• **EXERCISE BRIEF**
Scan the data below for the string "components". Copy every line where it appears.

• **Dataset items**
=-=-=

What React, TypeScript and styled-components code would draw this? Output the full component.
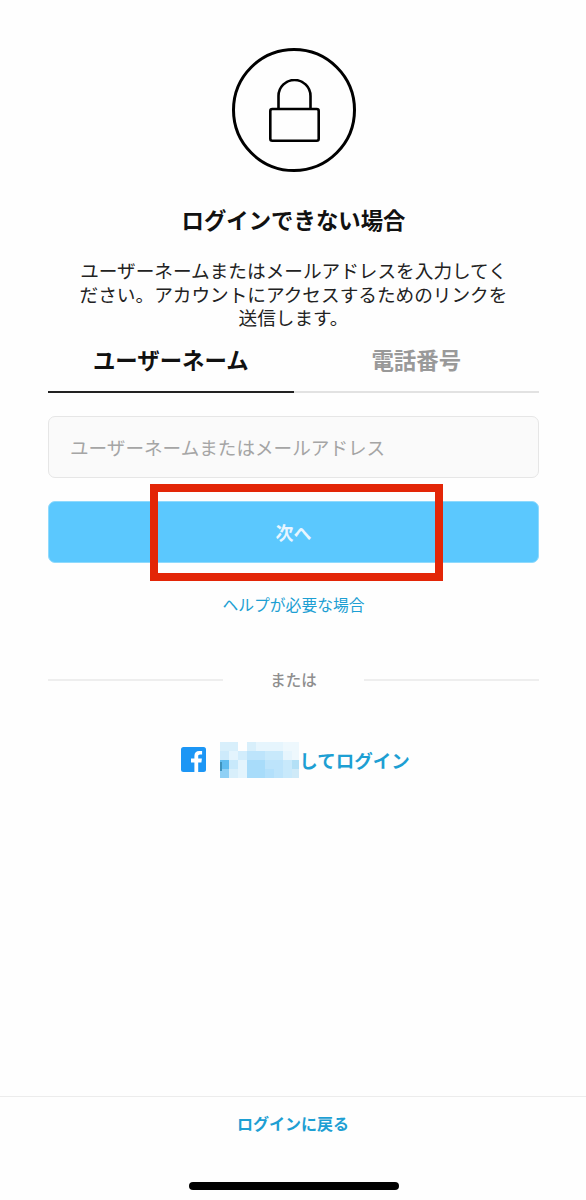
import styled, { createGlobalStyle } from "styled-components";

const GlobalStyle = createGlobalStyle`
  html, body {
    margin: 0;
    padding: 0;
    background: #fefefe;
  }
  * {
    box-sizing: border-box;
  }
`;

const Page = styled.div`
  position: relative;
  width: 586px;
  height: 1200px;
  padding-left: 1px;
  display: flex;
  flex-direction: column;
  align-items: center;
  font-family: "Noto Sans CJK JP", "Noto Sans", sans-serif;
  background: #fefefe;
  overflow: hidden;
`;

const LockCircle = styled.div`
  width: 124px;
  height: 124px;
  margin: 48px 0 0 1px;
  border: 3px solid #000;
  border-radius: 50%;
  display: flex;
  align-items: center;
  justify-content: center;
`;

const Title = styled.h1`
  margin: 30px 0 0;
  font-size: 22.4px;
  line-height: 34px;
  font-weight: 700;
  color: #111;
`;

const Description = styled.p`
  width: 436px;
  margin: 22px 0 0;
  font-size: 18.65px;
  line-height: 23.5px;
  font-weight: 400;
  text-align: center;
  color: #222;
`;

const Tabs = styled.div`
  width: 491px;
  display: flex;
  margin-top: 2px;
`;

const Tab = styled.div<{ $active?: boolean }>`
  flex: 1;
  height: 62px;
  padding-bottom: 3px;
  display: flex;
  align-items: center;
  justify-content: center;
  font-size: 22.4px;
  font-weight: 700;
  color: ${(p) => (p.$active ? "#111" : "#999")};
  border-bottom: 2px solid ${(p) => (p.$active ? "#222" : "#e2e2e2")};
`;

const Input = styled.div`
  width: 491px;
  height: 62px;
  margin-top: 23px;
  padding-left: 21px;
  display: flex;
  align-items: center;
  font-size: 18.6px;
  color: #a5a5a5;
  background: #fafafa;
  border: 1px solid #e6e6e6;
  border-radius: 7px;
`;

const NextButton = styled.div`
  width: 491px;
  height: 62px;
  margin-top: 23px;
  display: flex;
  align-items: center;
  justify-content: center;
  font-size: 18px;
  font-weight: 700;
  color: #e8f6ff;
  background: #5bc8fe;
  border: 1px solid #8fdafd;
  border-radius: 7px;
`;

const Highlight = styled.div`
  position: absolute;
  left: 150px;
  top: 484px;
  width: 293px;
  height: 97px;
  border: 8px solid #e32607;
`;

const HelpLink = styled.div`
  margin-top: 30px;
  font-size: 15.8px;
  line-height: 24px;
  color: #1d9fd3;
`;

const Divider = styled.div`
  width: 491px;
  margin-top: 50px;
  display: flex;
  align-items: center;
  justify-content: space-between;
`;

const DividerLine = styled.div`
  width: 175px;
  height: 2px;
  margin-top: 2px;
  background: #eeeeee;
`;

const DividerText = styled.span`
  font-size: 15.5px;
  line-height: 24px;
  font-weight: 500;
  color: #8e8e8e;
`;

const FacebookRow = styled.div`
  margin: 51px 0 0 4px;
  display: flex;
  align-items: center;
  color: #1d9fd3;
  font-size: 18.5px;
  line-height: 26px;
  font-weight: 700;
`;

const Mosaic = styled.svg`
  margin: 0 0 0 14px;
  display: block;
`;

const Footer = styled.div`
  position: absolute;
  left: 0;
  right: 0;
  top: 1096px;
  height: 52px;
  display: flex;
  align-items: center;
  justify-content: center;
  font-size: 16px;
  font-weight: 700;
  color: #1d9fd3;
  border-top: 1px solid #ececec;
`;

const HomeIndicator = styled.div`
  position: absolute;
  left: 189px;
  top: 1182px;
  width: 210px;
  height: 8px;
  border-radius: 4px;
  background: #000;
`;

const LockIcon = () => (
  <svg width="51" height="63" viewBox="0 0 51 63" fill="none" stroke="#000" strokeWidth="2.6">
    <path d="M9.5 30V17a16 16 0 0 1 32 0v13" />
    <rect x="1.3" y="30" width="48.4" height="31.7" rx="2" strokeLinejoin="round" />
  </svg>
);

const FacebookIcon = () => (
  <svg width="25" height="25" viewBox="0 0 25 25">
    <rect width="25" height="25" rx="2.5" fill="#1c96f5" />
    <path
      fill="#fff"
      d="M17.2 25v-9.6h3.2l.5-3.8h-3.7V9.3c0-1.1.3-1.8 1.9-1.8h2V4.1c-.4 0-1.5-.1-2.9-.1-2.9 0-4.8 1.7-4.8 5v2.6H10v3.8h3.4V25z"
    />
  </svg>
);

const mosaicCells: [number, number, string][] = [
  [0, 0, "#d8effb"], [1, 0, "#d8effb"], [3, 0, "#d8effb"], [4, 0, "#e6f5fd"], [5, 0, "#e6f5fd"], [6, 0, "#e6f5fd"], [7, 0, "#eef8fd"], [8, 0, "#eef8fd"],
  [0, 1, "#cdeafb"], [1, 1, "#e3f4fd"], [2, 1, "#d2edfc"], [3, 1, "#bde4fb"], [4, 1, "#bde4fb"], [5, 1, "#c8e9fb"], [6, 1, "#c8e9fb"], [7, 1, "#e6f5fd"], [8, 1, "#eef8fd"],
  [0, 2, "#5fbcf0"], [1, 2, "#c8e9fb"], [2, 2, "#e3f4fd"], [3, 2, "#a8dcfa"], [4, 2, "#a8dcfa"], [5, 2, "#bde4fb"], [6, 2, "#bde4fb"], [7, 2, "#c8e9fb"], [8, 2, "#b3e0f6"],
  [0, 3, "#8fd0f5"], [1, 3, "#d8effb"], [2, 3, "#e3f4fd"], [3, 3, "#a8dcfa"], [4, 3, "#a8dcfa"], [5, 3, "#b3e0fb"], [6, 3, "#bde4fb"], [7, 3, "#c8e9fb"], [8, 3, "#cfeaf8"],
  [1, 4, "#eef8fd"],
];

const MosaicBlur = () => (
  <Mosaic width="79" height="36" viewBox="0 0 79 36" shapeRendering="crispEdges">
    {mosaicCells.map(([col, row, fill]) => (
      <rect key={`${col}-${row}`} x={col * 9} y={row * 9} width="9" height="9" fill={fill} />
    ))}
    <rect x="0" y="20" width="2" height="9" fill="#3f93bd" />
  </Mosaic>
);

export default function App() {
  return (
    <Page>
      <GlobalStyle />
      <LockCircle>
        <LockIcon />
      </LockCircle>
      <Title>ログインできない場合</Title>
      <Description>
        ユーザーネームまたはメールアドレスを入力してください。アカウントにアクセスするためのリンクを送信します。
      </Description>
      <Tabs>
        <Tab $active>ユーザーネーム</Tab>
        <Tab>電話番号</Tab>
      </Tabs>
      <Input>ユーザーネームまたはメールアドレス</Input>
      <NextButton>次へ</NextButton>
      <Highlight />
      <HelpLink>ヘルプが必要な場合</HelpLink>
      <Divider>
        <DividerLine />
        <DividerText>または</DividerText>
        <DividerLine />
      </Divider>
      <FacebookRow>
        <FacebookIcon />
        <MosaicBlur />
        してログイン
      </FacebookRow>
      <Footer>ログインに戻る</Footer>
      <HomeIndicator />
    </Page>
  );
}
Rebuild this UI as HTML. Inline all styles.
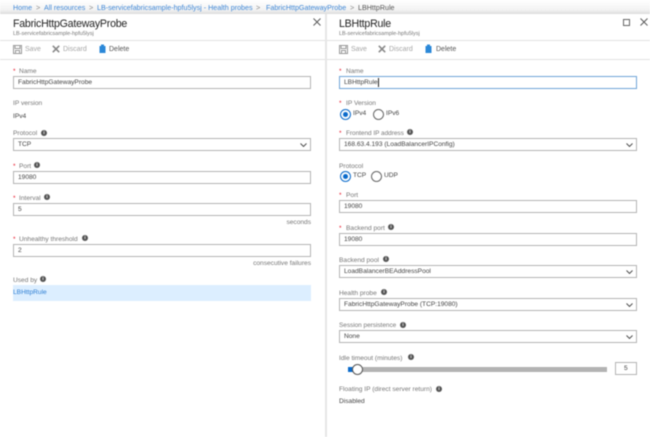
<!DOCTYPE html>
<html><head><meta charset="utf-8"><style>
html,body{margin:0;padding:0}
body{width:650px;height:437px;overflow:hidden;background:#fff;position:relative;font-family:"Liberation Sans",sans-serif;color:#444}
#w{position:absolute;left:0;top:0;width:650px;height:437px;filter:blur(.4px)}
.t{position:absolute;white-space:nowrap;font-size:6.6px;line-height:10px;height:10px;margin-top:2px}
.o{margin-top:1px}
.bc{font-size:7.15px;color:#3f87d6;margin-top:1px}
.s{font-size:7.4px;color:#888;margin-top:1px}
.ti{font-size:10.6px;letter-spacing:-.22px;line-height:15px;height:15px;color:#222;margin-top:1px}
.su{font-size:5.5px;color:#777;margin-top:1px}
.l{color:#777;font-size:6.6px;margin-top:1.5px}
.r{color:#e81123}
.b{position:absolute;background:#fff;border:1px solid #b4b4b4;box-sizing:border-box;height:13px;width:298px}
.h{position:absolute;background:#e2e2e2;height:1px}
.i{position:absolute;width:6px;height:6px;margin-top:-1px;border-radius:50%;background:#555;color:#fff;font-size:4.5px;line-height:6px;text-align:center;font-weight:bold}
svg{position:absolute;overflow:visible}
.rd{position:absolute;width:11px;height:11px;border-radius:50%;border:1px solid #666;box-sizing:border-box;background:#fff}
.rd.on{border-color:#0b6bcb}
.rd.on:after{content:"";position:absolute;left:2px;top:2px;width:5px;height:5px;border-radius:50%;background:#0b6bcb}
</style></head><body><div id="w">

<div style="position:absolute;left:0;top:0;width:650px;height:14px;background:linear-gradient(#fff,#f3f3f3 70%,#dcdcdc)"></div>
<div class="t bc" style="left:13px;top:2px">Home</div>
<div class="t s" style="left:36px;top:2px">&gt;</div>
<div class="t bc" style="left:44px;top:2px">All resources</div>
<div class="t s" style="left:89px;top:2px">&gt;</div>
<div class="t bc" style="left:97px;top:2px">LB-servicefabricsample-hpfu5lysj - Health probes</div>
<div class="t s" style="left:256px;top:2px">&gt;</div>
<div class="t bc" style="left:266px;top:2px">FabricHttpGatewayProbe</div>
<div class="t s" style="left:350px;top:2px">&gt;</div>
<div class="t bc" style="left:358px;top:2px;color:#555">LBHttpRule</div>

<div style="position:absolute;left:325px;top:14px;width:2px;height:423px;background:#e6e6e6"></div>

<div class="t ti" style="left:13px;top:16px">FabricHttpGatewayProbe</div>
<div class="t su" style="left:13px;top:28px">LB-servicefabricsample-hpfu5lysj</div>
<svg style="left:313px;top:18px" width="8" height="8"><path d="M.5 .5L7.5 7.5M7.5 .5L.5 7.5" stroke="#555" stroke-width=".9"/></svg>
<div class="h" style="left:0;top:40px;width:325px"></div>
<div class="h" style="left:0;top:59px;width:325px"></div>
<svg style="left:13px;top:45px" width="9" height="9"><path d="M.5 .5H8.5V8.5H.5ZM2 .5V3.5H7V.5M2.5 8.5V5.5H6.5V8.5" fill="none" stroke="#999" stroke-width="1"/></svg>
<div class="t o" style="left:25px;top:44px;color:#a6a6a6;font-size:7px">Save</div>
<svg style="left:52px;top:45px" width="8" height="8"><path d="M.8 .8L7.2 7.2M7.2 .8L.8 7.2" stroke="#888" stroke-width="1.6"/></svg>
<div class="t o" style="left:63px;top:44px;color:#a6a6a6;font-size:7px">Discard</div>
<svg style="left:99px;top:44px" width="7" height="9"><path d="M.5 2H6.5V9H.5ZM2 .5H5V2H2Z" fill="#2b88d8"/></svg>
<div class="t o" style="left:109px;top:44px;color:#555;font-size:7px">Delete</div>

<div class="t r" style="left:13px;top:65px">*</div><div class="t l" style="left:19px;top:65px">Name</div>
<div class="b" style="left:13px;top:76px"></div><div class="t" style="left:18px;top:76px">FabricHttpGatewayProbe</div>
<div class="t l" style="left:13px;top:97px">IP version</div>
<div class="t" style="left:13px;top:110px">IPv4</div>
<div class="t l" style="left:13px;top:127px">Protocol</div><div class="i" style="left:41px;top:131px">i</div>
<div class="b" style="left:13px;top:138px"></div><div class="t" style="left:18px;top:138px">TCP</div>
<svg style="left:300px;top:143px" width="7" height="4"><path d="M.5 .5L3.5 3.5L6.5 .5" fill="none" stroke="#444" stroke-width=".9"/></svg>
<div class="t r" style="left:13px;top:160px">*</div><div class="t l" style="left:19px;top:160px">Port</div><div class="i" style="left:34px;top:163px">i</div>
<div class="b" style="left:13px;top:171px"></div><div class="t" style="left:18px;top:171px">19080</div>
<div class="t r" style="left:13px;top:192px">*</div><div class="t l" style="left:19px;top:192px">Interval</div><div class="i" style="left:44px;top:195px">i</div>
<div class="b" style="left:13px;top:203px"></div><div class="t" style="left:18px;top:203px">5</div>
<div class="t l" style="right:339px;top:216px">seconds</div>
<div class="t r" style="left:13px;top:233px">*</div><div class="t l" style="left:19px;top:233px">Unhealthy threshold</div><div class="i" style="left:82px;top:236px">i</div>
<div class="b" style="left:13px;top:244px"></div><div class="t" style="left:18px;top:244px">2</div>
<div class="t l" style="right:339px;top:257px">consecutive failures</div>
<div class="t l" style="left:13px;top:274px">Used by</div><div class="i" style="left:40px;top:277px">i</div>
<div style="position:absolute;left:13px;top:285px;width:298px;height:16px;background:#dceeff"></div>
<div class="t" style="left:13px;top:286px;color:#2f7fd3">LBHttpRule</div>

<div class="t ti" style="left:339px;top:16px">LBHttpRule</div>
<div class="t su" style="left:339px;top:28px">LB-servicefabricsample-hpfu5lysj</div>
<svg style="left:623px;top:19px" width="7" height="7"><rect x=".5" y=".5" width="6" height="6" fill="none" stroke="#555" stroke-width=".9"/></svg>
<svg style="left:640px;top:18px" width="8" height="8"><path d="M.5 .5L7.5 7.5M7.5 .5L.5 7.5" stroke="#555" stroke-width=".9"/></svg>
<div class="h" style="left:327px;top:40px;width:323px"></div>
<div class="h" style="left:327px;top:59px;width:323px"></div>
<svg style="left:339px;top:45px" width="9" height="9"><path d="M.5 .5H8.5V8.5H.5ZM2 .5V3.5H7V.5M2.5 8.5V5.5H6.5V8.5" fill="none" stroke="#999" stroke-width="1"/></svg>
<div class="t o" style="left:351px;top:44px;color:#a6a6a6;font-size:7px">Save</div>
<svg style="left:378px;top:45px" width="8" height="8"><path d="M.8 .8L7.2 7.2M7.2 .8L.8 7.2" stroke="#888" stroke-width="1.6"/></svg>
<div class="t o" style="left:389px;top:44px;color:#a6a6a6;font-size:7px">Discard</div>
<svg style="left:425px;top:44px" width="7" height="9"><path d="M.5 2H6.5V9H.5ZM2 .5H5V2H2Z" fill="#2b88d8"/></svg>
<div class="t o" style="left:436px;top:44px;color:#555;font-size:7px">Delete</div>

<div class="t r" style="left:339px;top:65px">*</div><div class="t l" style="left:346px;top:65px">Name</div>
<div class="b" style="left:339px;top:76px;border-color:#6fa5d8"></div><div class="t" style="left:344px;top:76px">LBHttpRule</div>
<div style="position:absolute;left:378px;top:78px;width:1px;height:9px;background:#222"></div>
<div class="t r" style="left:339px;top:97px">*</div><div class="t l" style="left:346px;top:97px">IP Version</div>
<div class="rd on" style="left:340px;top:109px"></div><div class="t" style="left:353px;top:107px">IPv4</div>
<div class="rd" style="left:373px;top:109px"></div><div class="t" style="left:386px;top:107px">IPv6</div>
<div class="t r" style="left:339px;top:127px">*</div><div class="t l" style="left:346px;top:127px;font-size:6.4px">Frontend IP address</div><div class="i" style="left:407px;top:130px">i</div>
<div class="b" style="left:339px;top:138px"></div><div class="t" style="left:344px;top:138px">168.63.4.193 (LoadBalancerIPConfig)</div>
<svg style="left:626px;top:143px" width="7" height="4"><path d="M.5 .5L3.5 3.5L6.5 .5" fill="none" stroke="#444" stroke-width=".9"/></svg>
<div class="t l" style="left:339px;top:160px">Protocol</div>
<div class="rd on" style="left:340px;top:171px"></div><div class="t" style="left:353px;top:169px">TCP</div>
<div class="rd" style="left:371px;top:171px"></div><div class="t" style="left:384px;top:169px">UDP</div>
<div class="t r" style="left:339px;top:189px">*</div><div class="t l" style="left:346px;top:189px">Port</div>
<div class="b" style="left:339px;top:200px"></div><div class="t" style="left:344px;top:200px">19080</div>
<div class="t r" style="left:339px;top:222px">*</div><div class="t l" style="left:346px;top:222px">Backend port</div><div class="i" style="left:388px;top:225px">i</div>
<div class="b" style="left:339px;top:233px"></div><div class="t" style="left:344px;top:233px">19080</div>
<div class="t l" style="left:339px;top:254px">Backend pool</div><div class="i" style="left:383px;top:257px">i</div>
<div class="b" style="left:339px;top:265px"></div><div class="t" style="left:344px;top:265px">LoadBalancerBEAddressPool</div>
<svg style="left:626px;top:270px" width="7" height="4"><path d="M.5 .5L3.5 3.5L6.5 .5" fill="none" stroke="#444" stroke-width=".9"/></svg>
<div class="t l" style="left:339px;top:287px">Health probe</div><div class="i" style="left:381px;top:290px">i</div>
<div class="b" style="left:339px;top:298px"></div><div class="t" style="left:344px;top:298px">FabricHttpGatewayProbe (TCP:19080)</div>
<svg style="left:626px;top:303px" width="7" height="4"><path d="M.5 .5L3.5 3.5L6.5 .5" fill="none" stroke="#444" stroke-width=".9"/></svg>
<div class="t l" style="left:339px;top:319px;font-size:6.4px">Session persistence</div><div class="i" style="left:400px;top:323px">i</div>
<div class="b" style="left:339px;top:330px"></div><div class="t" style="left:344px;top:330px">None</div>
<svg style="left:626px;top:335px" width="7" height="4"><path d="M.5 .5L3.5 3.5L6.5 .5" fill="none" stroke="#444" stroke-width=".9"/></svg>
<div class="t l" style="left:339px;top:352px">Idle timeout (minutes)</div><div class="i" style="left:408px;top:355px">i</div>
<div style="position:absolute;left:348px;top:367px;width:259px;height:5px;background:#b3b3b3"></div>
<div style="position:absolute;left:348px;top:367px;width:8px;height:5px;background:#0b6bcb"></div>
<div style="position:absolute;left:352px;top:364px;width:11px;height:11px;border-radius:50%;background:#fff;border:1px solid #555;box-sizing:border-box"></div>
<div class="b" style="left:615px;top:362px;width:22px"></div><div class="t" style="left:624px;top:362px">5</div>
<div class="t l" style="left:339px;top:383px">Floating IP (direct server return)</div><div class="i" style="left:436px;top:387px">i</div>
<div class="t" style="left:339px;top:395px">Disabled</div>

</div></body></html>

=-=-=

• **RESULT OF THIS TASK**
What React, TypeScript and styled-components code would draw this? Output the full component.
import styled, { createGlobalStyle } from "styled-components";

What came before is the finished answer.